On the "Establishment of Standing Repurchase Agreement Facilities," the Fed says, "Finally, the manager summarized the proposed terms for the standing repurchase agreement (repo) facility (SRF) and the Foreign and International Monetary Authorities (FIMA) Repo Facility. In questions and comments following the manager’s briefing, participants expressed broad support for the establishment of the SRF and FIMA Repo Facility. The vast majority of participants supported the proposed terms, although a few participants raised questions.... In general, participants viewed the SRF and FIMA Repo Facility as important new tools, serving in backstop roles, that would support effective policy implementation and smooth market functioning. Participants anticipated that the Committee would learn more about how these facilities operate over time and noted that it could adjust some parameters of the facilities on the basis of that experience."

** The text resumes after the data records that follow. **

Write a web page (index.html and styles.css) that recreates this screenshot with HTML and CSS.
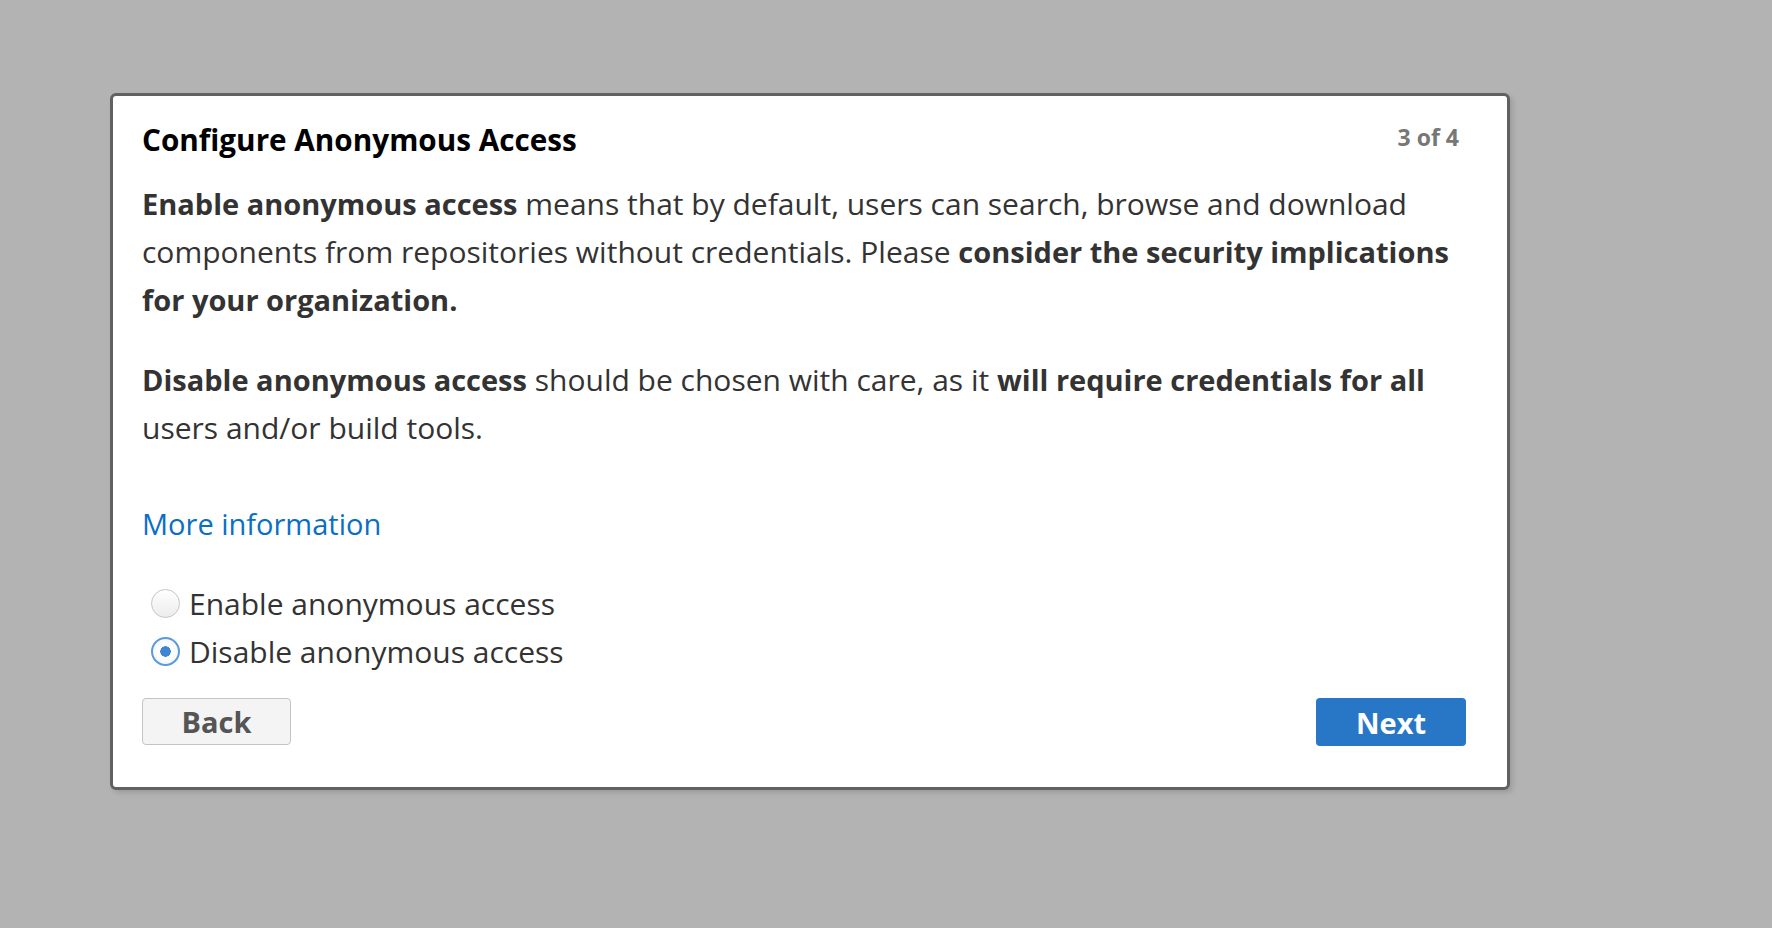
FILE: index.html
```html
<!DOCTYPE html>
<html lang="en">
<head>
<meta charset="utf-8">
<title>Configure Anonymous Access</title>
<link rel="stylesheet" href="styles.css">
</head>
<body>
<div class="dialog">
  <div class="header">
    <h1 class="title">Configure Anonymous Access</h1>
    <span class="step">3 of 4</span>
  </div>
  <p class="para para-first"><strong>Enable anonymous access</strong> means that by default, users can search, browse and download components from repositories without credentials. Please <strong>consider the security implications for your organization.</strong></p>
  <p class="para para-second"><strong>Disable anonymous access</strong> should be chosen with care, as it <strong>will require credentials for all</strong> users and/or build tools.</p>
  <a class="more" href="#">More information</a>
  <div class="options">
    <label class="option"><input type="radio" name="anon" class="radio"><span>Enable anonymous access</span></label>
    <label class="option"><input type="radio" name="anon" class="radio" checked><span>Disable anonymous access</span></label>
  </div>
  <div class="actions">
    <button class="btn btn-back">Back</button>
    <button class="btn btn-next">Next</button>
  </div>
</div>
</body>
</html>
```
FILE: styles.css
```css
html, body {
  margin: 0;
  padding: 0;
}
body {
  background: #b3b3b3;
  font-family: "Open Sans", Lato, sans-serif;
  width: 1772px;
  height: 928px;
  overflow: hidden;
}
.dialog {
  box-sizing: border-box;
  margin: 93px 0 0 110px;
  width: 1400px;
  height: 697px;
  background: #fff;
  border: 3px solid #616161;
  border-radius: 6px;
  box-shadow: 3px 3px 5px rgba(0, 0, 0, 0.12);
  padding: 27px 41px 41px 29px;
  display: flex;
  flex-direction: column;
}
.header {
  display: flex;
  justify-content: space-between;
  align-items: flex-start;
  height: 34px;
}
.title {
  margin: 0;
  font-size: 29.7px;
  line-height: 34px;
  font-weight: 700;
  color: #000;
}
.step {
  font-size: 23px;
  line-height: 28px;
  font-weight: 700;
  color: #777;
  margin-right: 7px;
}
.para {
  margin: 0;
  font-size: 30px;
  line-height: 48px;
  color: #333;
}
.para strong {
  font-weight: 700;
  font-size: 29px;
}
.para-first {
  margin-top: 23px;
}
.para-second {
  margin-top: 32px;
}
.more {
  display: block;
  margin-top: 48px;
  font-size: 29px;
  line-height: 48px;
  color: #0a6fc4;
  text-decoration: none;
  align-self: flex-start;
}
.options {
  margin-top: 31px;
  display: flex;
  flex-direction: column;
}
.option {
  display: flex;
  align-items: center;
  height: 48px;
  font-size: 30px;
  color: #333;
}
.radio {
  appearance: none;
  -webkit-appearance: none;
  box-sizing: border-box;
  width: 29px;
  height: 29px;
  margin: 0 9px 0 9px;
  border-radius: 50%;
  border: 1.5px solid #c6c6c6;
  background: linear-gradient(#ffffff, #ececec);
}
.radio:checked {
  border: 2px solid #5a9be0;
  background: radial-gradient(circle, #3f86d2 0 5px, #ffffff 5.5px, #f1f1f1 100%);
}
.actions {
  margin-top: 23px;
  display: flex;
  justify-content: space-between;
}
.btn {
  box-sizing: border-box;
  height: 48px;
  width: 150px;
  border-radius: 4px;
  font-family: inherit;
  font-size: 29px;
  font-weight: 700;
  cursor: pointer;
}
.btn-back {
  width: 149px;
  height: 47px;
  background: #f4f4f4;
  border: 1.5px solid #c4c4c4;
  color: #555;
}
.btn-next {
  background: #2877c7;
  border: none;
  color: #fff;
}
```
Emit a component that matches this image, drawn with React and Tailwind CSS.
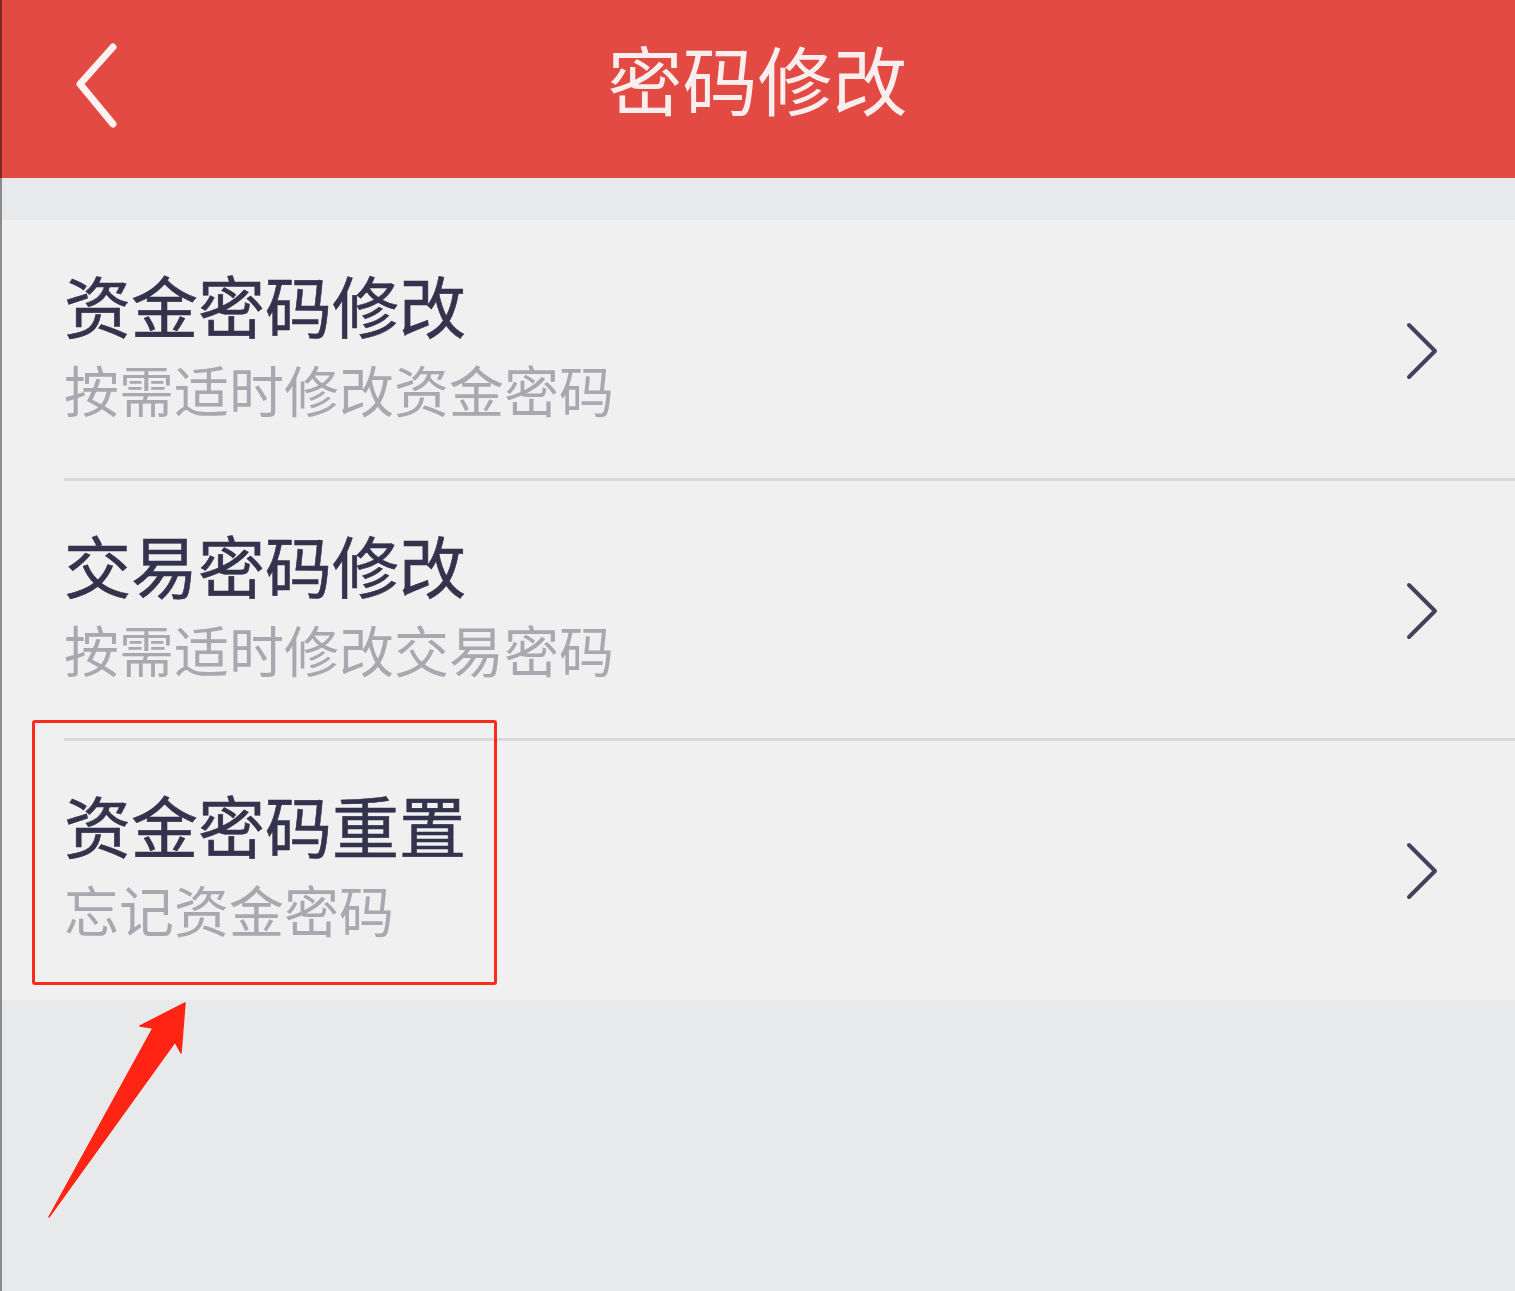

Finally, they add, "The Federal Open Market Committee authorizes and directs the Open Market Desk at the Federal Reserve Bank of New York, for the System Open Market Account, to conduct operations in which it offers to purchase securities, subject to an agreement to resell. The repurchase agreement transactions hereby authorized and directed shall (i) include only U.S. Treasury securities, agency debt securities, and agency mortgage-backed securities; (ii) be conducted as open market operations with primary dealers and depository institutions as participants; (iii) be conducted with a minimum bid rate of 0.25 percent; (iv) be offered on an overnight basis (except that the Open Market Desk at the Selected Bank may extend the term for longer than an overnight term to accommodate weekend, holiday, and similar trading conventions); and (v) be subject to an aggregate operation limit of $500 billion. The aggregate operation limit can be temporarily increased at the discretion of the Chair. These operations shall be conducted by the Open Market Desk at the Selected Bank until otherwise directed by the Committee."